Bringing together a premier group of world slave trade researchers with an innovative team of Emory University digital library development experts, the Trans-Atlantic Slave Trade Database project is an effort to provide the first solid and continually updated database on the trans-Atlantic slave trade -- the major branch of migration that sustained the early modern re-peopling of the Americas.
In May 2008, as a commemoration of the bicentennial of the slave trade's
abolition in Britain and the United States, this project proposes to
release an interactive educational Web-based resource about the transatlantic
slave trade between
Africa and the New World from the sixteenth to the nineteenth century.
Beginning with information on 27,233 voyages documented in the renowned Trans-Atlantic
Slave Trade Database CD-ROM
(Eltis et al 1999), this project will produce a revised and significantly
expanded database that will be freely available via the Internet and
will contain more than 35,000 voyages, approximately 82 percent of
the entire history of the slave trade. The project will present the
database and
its
auxiliary materials, including maps and archival documents, in a format
accessible to both professional researchers and K-12 and
generalist audiences. The Web-based
resource will enable researchers to submit new data to an Editorial
Board for vetting and inclusion in the database.
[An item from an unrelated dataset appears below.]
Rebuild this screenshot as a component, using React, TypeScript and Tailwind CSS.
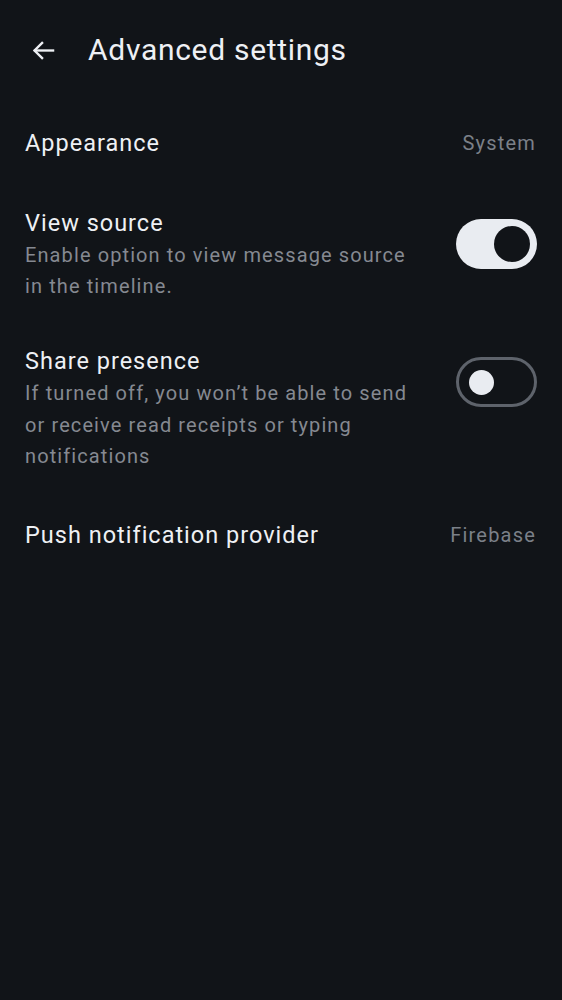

Major funding for construction of the expanded, online version of the Trans-Atlantic Slave Trade Database is provided by Emory University's Robert W. Woodruff Library and by the National Endowment of the Humanities (NEH), who have honored this project with its designation as a "We the People" grant. Additional funding is provided by Harvard University's W.E.B. Du Bois Institute for African and African American Research and by Emory University's Robert W. Woodruff Professor of HIstory endowment.